Yusuf Efendi Pendengar Radio Suara Surabaya, Kamis (24/3/2022) melaporkan, Silverman di daerah Bungurasih Sidoarjo bukan cuma dilakukan orang dewasa saja, tapi melibatkan anak di bawah umur.

“Kalau di perempatan dekat Bungurasih itu saya lihatnya bukan hanya orang dewasa saja loh, kadang ada anak kecil juga. Kan bahaya kalau anak kecil tanpa pengawasan orang yang lebih tua ikut-ikutan aksi seperti itu di jalan raya,” ucapnya.

Senada dengan Yusuf, Toni Dominicus Parikan pendengar SS juga melaporkan, Silverman di kawasan Medaeng Sidoarjo bahkan cenderung berganti-ganti orang.

“Memang di Medaeng itu awalnya laki-laki, kemudian ada yang perempuan juga, tidak lama kemudian ada anak-anak yang ikut-ikut. ini ditakutkan lama-lama menjadi sindikat,” ujarnya.

Banyak pihak yang menganggap fenomena Silverman semakin marak karena banyak yang merasa kasihan dan memberikan uang. Kondisi itu dikhawatirkan memancing munculnya Silverman lain dan menjadi kebiasaan buruk.

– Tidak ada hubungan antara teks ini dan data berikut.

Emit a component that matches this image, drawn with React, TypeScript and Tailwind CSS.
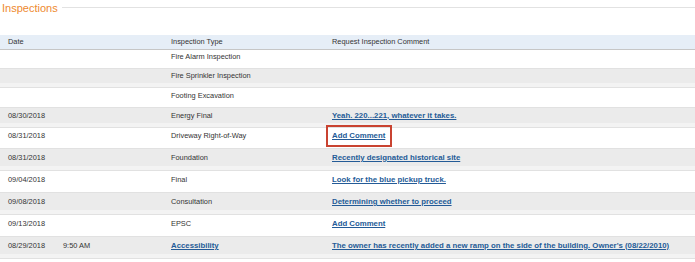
import React from 'react';

type Row = {
  date?: string;
  time?: string;
  type: string;
  typeLink?: boolean;
  comment?: string;
  boxed?: boolean;
  h: number;
};

const rows: Row[] = [
  { type: 'Fire Alarm Inspection', h: 14 },
  { type: 'Fire Sprinkler Inspection', h: 14 },
  { type: 'Footing Excavation', h: 15 },
  { date: '08/30/2018', type: 'Energy Final', comment: 'Yeah. 220...221, whatever it takes.', h: 15 },
  { date: '08/31/2018', type: 'Driveway Right-of-Way', comment: 'Add Comment', boxed: true, h: 16 },
  { date: '08/31/2018', type: 'Foundation', comment: 'Recently designated historical site', h: 17 },
  { date: '09/04/2018', type: 'Final', comment: 'Look for the blue pickup truck.', h: 17 },
  { date: '09/08/2018', type: 'Consultation', comment: 'Determining whether to proceed', h: 17 },
  { date: '09/13/2018', type: 'EPSC', comment: 'Add Comment', h: 17 },
  {
    date: '08/29/2018',
    time: '9:50 AM',
    type: 'Accessibility',
    typeLink: true,
    comment: "The owner has recently added a new ramp on the side of the building. Owner's (08/22/2010)",
    h: 17,
  },
];

const heights: Record<number, string> = {
  14: 'h-[14px]',
  15: 'h-[15px]',
  16: 'h-[16px]',
  17: 'h-[17px]',
};

const cols = 'grid grid-cols-[63px_108px_161px_1fr] items-center';
const link = 'text-[7.8px] font-bold text-[#245b97] underline underline-offset-[1px] decoration-[#245b97]';

export default function App() {
  return (
    <div className="h-[262px] w-[695px] overflow-hidden bg-white font-['Liberation_Sans',Arial,sans-serif] text-[7.4px] text-[#333]">
      <div className="flex h-[15px] items-center pl-[2px] pt-[1px]">
        <span className="text-[11px] leading-none text-[#ee8a2f]">Inspections</span>
        <div className="ml-[4px] -mt-[2px] h-px flex-1 bg-[#e2e2e2]" />
      </div>

      <div className="h-[20px]" />

      <div className={`${cols} h-[15px] border-b border-[#c6c6c6] bg-[#e6eef7]`}>
        <span className="pl-[8px]">Date</span>
        <span />
        <span>Inspection Type</span>
        <span>Request Inspection Comment</span>
      </div>

      {rows.map((r, i) => {
        const gray = i % 2 === 1;
        return (
          <div key={i} className="border-b border-[#e1e1e1]">
            <div className={`${cols} ${heights[r.h]} ${gray ? 'bg-[#ebebeb]' : 'bg-white'}`}>
              <span className="pl-[8px]">{r.date}</span>
              <span>{r.time}</span>
              <span>{r.typeLink ? <a className={link}>{r.type}</a> : r.type}</span>
              <span className="whitespace-nowrap">
                {r.comment &&
                  (r.boxed ? (
                    <span className="relative inline-block">
                      <a className={link}>{r.comment}</a>
                      <span className="absolute -bottom-[5px] -left-[6px] -right-[7px] -top-[5px] border-2 border-[#c94331]" />
                    </span>
                  ) : (
                    <a className={link}>{r.comment}</a>
                  ))}
              </span>
            </div>
            <div className={`h-[4px] ${gray ? 'bg-[#f3f3f3]' : 'bg-white'}`} />
          </div>
        );
      })}
    </div>
  );
}
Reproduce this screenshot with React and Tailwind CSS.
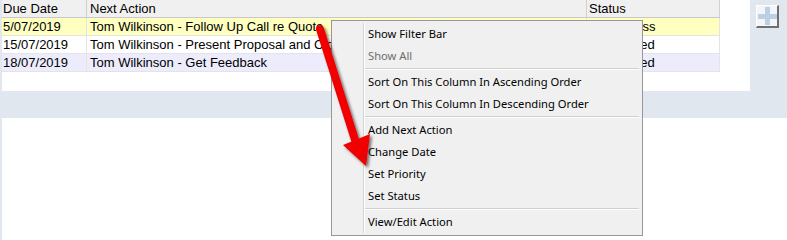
import React from 'react';

const columns = [
  { key: 'due', label: 'Due Date', width: 'w-[85px]', pad: 'pl-[1px]' },
  { key: 'action', label: 'Next Action', width: 'w-[500px]', pad: 'pl-[3px]' },
  { key: 'status', label: 'Status', width: 'w-[133px]', pad: 'pl-[2px]' }
];

const rows = [
  { due: '5/07/2019', action: 'Tom Wilkinson - Follow Up Call re Quote', status: 'In Progress', bg: 'bg-[#ffffc0]' },
  { due: '15/07/2019', action: 'Tom Wilkinson - Present Proposal and Close', status: 'Not Started', bg: 'bg-white' },
  { due: '18/07/2019', action: 'Tom Wilkinson - Get Feedback', status: 'Not Started', bg: 'bg-[#ececfd]' }
];

const menu = [
  { label: 'Show Filter Bar' },
  { label: 'Show All', disabled: true },
  'sep',
  { label: 'Sort On This Column In Ascending Order' },
  { label: 'Sort On This Column In Descending Order' },
  'sep',
  { label: 'Add Next Action' },
  { label: 'Change Date' },
  { label: 'Set Priority' },
  { label: 'Set Status' },
  'sep',
  { label: 'View/Edit Action' }
];

export default function App() {
  return (
    <div className="relative w-[787px] h-[240px] overflow-hidden bg-white font-['Liberation_Sans',Arial,sans-serif] text-[13px] text-black">
      <div className="flex h-[91px] bg-[#e0e7ef] pl-[2px]">
        <div className="w-[748px] bg-white">
          <ActionGrid />
        </div>
        <div className="flex-1 pt-[5px] pl-[6px]">
          <AddButton />
        </div>
      </div>
      <div className="h-[27px] bg-[#e0e7ef]" />
      <div className="h-[122px] border-l-2 border-[#e0e7ef] bg-white" />

      <ContextMenu />
      <RedArrow />
    </div>
  );
}

function ActionGrid() {
  return (
    <div className="w-[718px]">
      <div className="flex h-[18px] bg-[#f0f0f0] border-b border-[#c8c8c8]">
        {columns.map((col) => (
          <div
            key={col.key}
            className={`${col.width} ${col.pad} h-full leading-[17px] border-r border-[#d0d0d0]`}
          >
            {col.label}
          </div>
        ))}
      </div>
      {rows.map((row) => (
        <div key={row.due} className={`flex h-[18px] border-b border-[#e4e4e4] ${row.bg}`}>
          {columns.map((col) => (
            <div
              key={col.key}
              className={`${col.width} ${col.pad} h-full leading-[17px] border-r border-[#e4e4e4] whitespace-nowrap overflow-hidden`}
            >
              {row[col.key]}
            </div>
          ))}
        </div>
      ))}
    </div>
  );
}

function AddButton() {
  return (
    <div className="relative w-[23px] h-[23px] bg-[#f3f5f8] border-t border-l border-white border-r-2 border-b-2 border-r-[#6f6f6f] border-b-[#6f6f6f]">
      <div className="absolute left-[8px] top-[1px] w-[5px] h-[18px] bg-[#bcd0e2]" />
      <div className="absolute left-[1px] top-[8px] w-[19px] h-[5px] bg-[#bcd0e2]" />
    </div>
  );
}

function ContextMenu() {
  return (
    <div className="absolute left-[331px] top-[20px] w-[312px] h-[216px] bg-[#f0f0f0] border border-[#979797] p-[2px] font-['Noto_Sans',sans-serif] text-[11.2px] text-black flex">
      <div className="w-[29px] shrink-0" />
      <div className="flex-1 border-l border-[#d4d4d4] shadow-[inset_1px_0_0_#ffffff] flex flex-col">
        {menu.map((item, i) =>
          item === 'sep' ? (
            <div key={i} className="h-[4px] flex items-center pl-[1px] pr-[1px]">
              <div className="w-full h-[2px] border-t border-[#d0d0d0] border-b border-b-white" />
            </div>
          ) : (
            <div
              key={i}
              className={`h-[22px] leading-[22px] pl-[4px] whitespace-nowrap ${item.disabled ? 'text-[#6d6d6d]' : ''}`}
            >
              {item.label}
            </div>
          )
        )}
      </div>
    </div>
  );
}

function RedArrow() {
  return (
    <svg
      className="absolute left-0 top-0 pointer-events-none"
      width="787"
      height="240"
      viewBox="0 0 787 240"
    >
      <defs>
        <filter id="arrowShadow" x="-50%" y="-50%" width="200%" height="200%">
          <feDropShadow dx="2" dy="2" stdDeviation="1.5" floodColor="#000" floodOpacity="0.55" />
        </filter>
      </defs>
      <g filter="url(#arrowShadow)">
        <line x1="320" y1="29" x2="356" y2="143" stroke="#f00000" strokeWidth="8" strokeLinecap="round" />
        <polygon points="343,145 370,134 366,166" fill="#f00000" />
      </g>
    </svg>
  );
}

Rustandi pendengar SS juga bilang, dalam kasus ini pihak yang perlu diberikan edukasi bukan hanya dari para Silverman saja, melainkan dari para pemberi uang.

“Kalau menurut saya kurang fair kalau yang ditindak hanya pengemisnya saja, harusnya si pemberi juga karena mereka juga melanggar Undang-undang yang ada,” katanya.

Secara hukum, fakir miskin dan anak-anak yang terlantar dipelihara oleh negara, sebagaimana diatur dalam Pasal 34 ayat (1) Undang-Undang Dasar Negara Republik Indonesia Tahun 1945. Sayangnya, hal itu sering disalahgunakan berbagai pihak untuk melakukan aksi mengemis meminta uang.

Sementara, Dimas Legowo pendengar SS menilai, kalau di luar konteks mengemis, kegiatan semacam itu harus diberikan wadah untuk berekspresi. Para Silverman juga dinilai hanya melakukan pekerjaan mereka.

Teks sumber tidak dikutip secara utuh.